In the intricate dance of global economics, recent developments have set the stage for both anticipation and apprehension. The Eurozone, while witnessing a modest GDP uptick, grapples with contractions in its powerhouse economies, Germany and France. China’s deflationary signals contrast with its burgeoning trade surplus, painting a complex picture of its economic health. Meanwhile, the United States faces market volatility amidst escalating trade tensions and policy shifts. These intertwined narratives prompt a critical question: Are we on the brink of a global recession, or is this merely a prelude to a resilient economic renaissance?
Eurozone
In the fourth quarter of 2024, the Eurozone’s GDP experienced a modest uptick of 0.2%, surpassing initial estimates of stagnation. This slight growth is primarily attributed to an upward revision in Ireland’s economic performance, where the economy expanded by 3.6% instead of the previously estimated contraction of 1.3%. However, this regional growth masks underlying challenges, as major economies like Germany and France faced contractions of 0.2% and 0.1%, respectively.

The European Central Bank (ECB) responded to these mixed signals by reducing interest rates by a quarter percentage point, bringing the deposit rate to 2.5%. This monetary easing aims to stimulate growth amid concerns over potential trade conflicts with the U.S. and increased defense spending within Europe. ECB President Christine Lagarde emphasized the negative impact of tariffs on economic confidence and investment decisions.
Despite these efforts, the Eurozone continues to grapple with sluggish growth, with the ECB projecting a modest 0.9% expansion for 2025, mirroring the previous year’s performance. Persistent challenges, including reduced household consumption, limited government spending, and an industrial recession, contribute to this subdued outlook.
China
China’s economy is exhibiting signs of deflationary pressure, as evidenced by a 0.7% year-on-year decline in the consumer price index (CPI) for February, marking the first decrease in 13 months. Concurrently, the producer price index (PPI) fell by 2.2%, indicating persistent challenges in the industrial sector.
This deflationary trend is partly driven by cautious consumer behavior amid concerns over employment and income stability. Retailers are resorting to frequent flash sales and steep discounts to stimulate demand, further exacerbating price declines. Analysts warn that this shift toward value-oriented consumption could destabilize traditional retail sectors and intensify deflationary pressures.

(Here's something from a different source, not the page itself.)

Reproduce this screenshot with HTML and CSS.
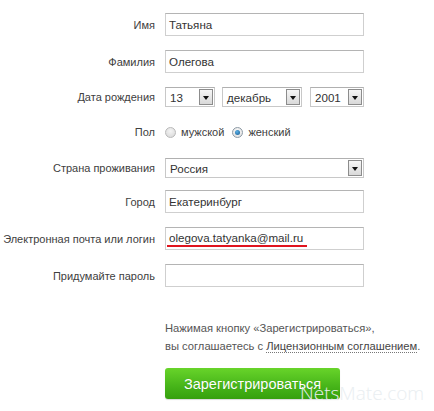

In response, the Chinese government aims to bolster household spending and has adjusted its inflation target downward. However, high youth unemployment and job insecurity continue to constrain consumer spending, posing risks to sustained economic growth.
United States
The United States is facing increasing recessionary fears, as reflected by a significant sell-off on Wall Street. Major indices experienced notable declines, with the Dow Jones Industrial Average dropping over 2%, the S&P 500 falling by 2.7%, and the Nasdaq decreasing by 4%. Contributing factors include ongoing trade tensions, particularly China’s retaliatory tariffs on U.S. agricultural imports, and concerns over the current administration’s economic policies.

These developments have heightened investor uncertainty, leading to increased market volatility. The potential for further economic instability is underscored by the administration’s stance on trade tariffs and the possibility of a recession. Additionally, the volatility index, a measure of market fear, has risen, reflecting the growing apprehension among investors.
The global economic landscape is characterized by a mix of modest growth and significant challenges. While the Eurozone shows slight GDP growth, underlying issues in major economies and cautious consumer behavior persist. China’s deflationary trends highlight vulnerabilities in consumer demand and industrial stability. In the U.S., escalating trade tensions and recession fears are contributing to market volatility. These factors collectively underscore the need for vigilant economic policies and adaptive strategies to navigate the evolving global economic environment.